A Mount utility remedial kit that eliminates the delay and displays a more useful message may be available in the future for earlier versions of OpenVMS that support bitmaps.

Once a shadow set is marked as an HBMM shadow set, it remains so marked until it is dismounted from all systems in the cluster. When you remount a shadow set, if it is no longer using HBMM, it can be mounted on prior versions of OpenVMS that are not HBMM capable.

6.4 Overview of Full Merge and Minimerge Operations

The purpose of either a full merge or minimerge recovery operation is to compare data on shadow set members to ensure that all of them contain identical data on every logical block.
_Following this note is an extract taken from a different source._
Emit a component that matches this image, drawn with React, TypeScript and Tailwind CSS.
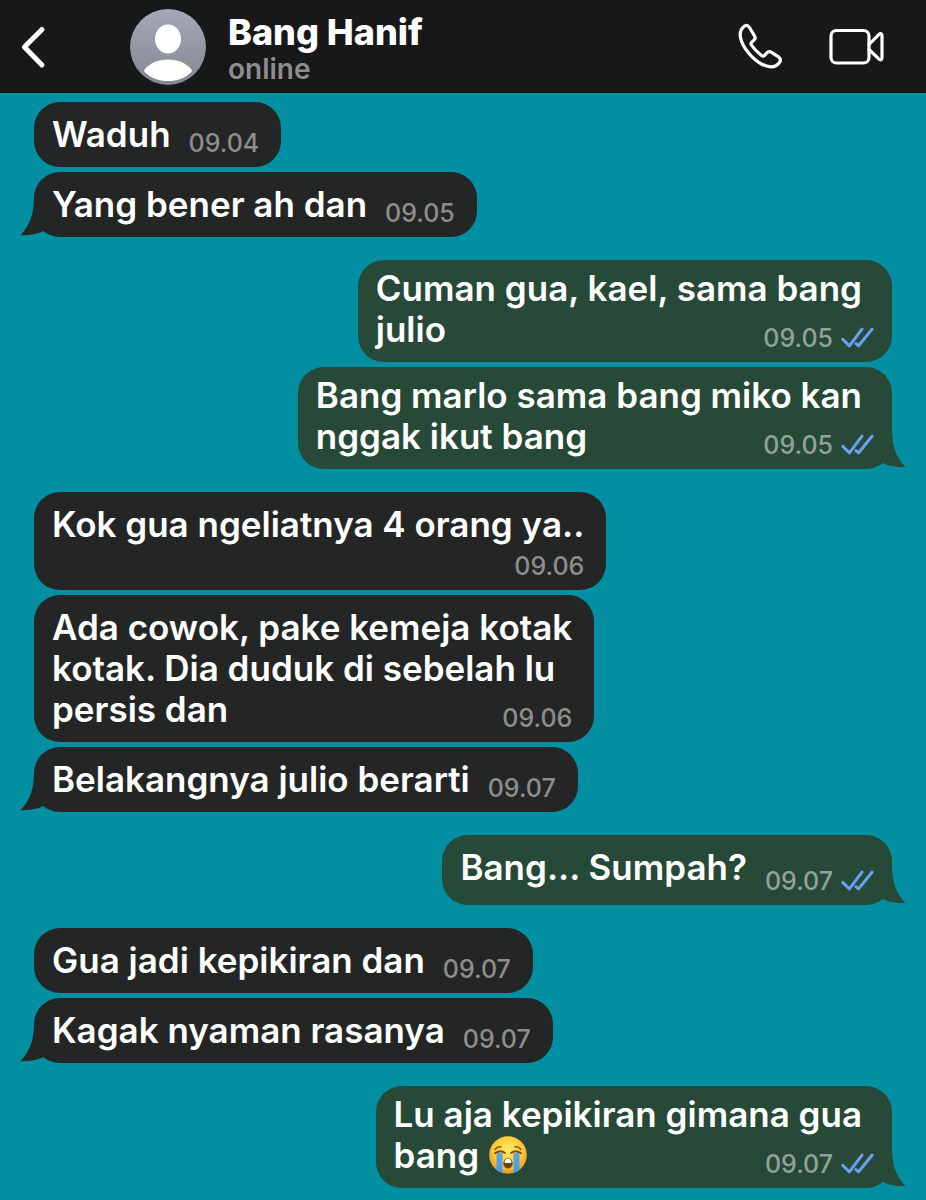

Each block is identified by its logical block number (LBN). During the recovery operation, application I/O continues but at a slower rate. A full merge or minimerge operation is managed by one of the OpenVMS systems that has the shadow set mounted. Throughout this manual, minimerge operation and merge operation refer to a minimerge recovery operation and a merge recovery operation, respectively.

A full merge or minimerge operation is initiated by any of the following events:

• A system failure results in the possibility of incomplete application writes.
• A shadow set enters mount verification and then times out or aborts mount verification, under certain conditions (as described in Section 6.4.2).
• A system manager issues a SET SHADOW/DEMAND_MERGE command.

When a system with a mounted shadow set fails, if a write request is made to a shadow set and the system fails before a completion status is returned to the application, the data might be inconsistent on the shadow set members:

• All members might contain the new data.
• All members might contain the old data.
• Some members might contain new data and others might contain old data.

The exact timing of the failure during the original write request determines the outcome. Volume Shadowing for OpenVMS ensures that corresponding LBNs on each shadow set member contain the same data (old or new), when the application issues a read to the virtual unit.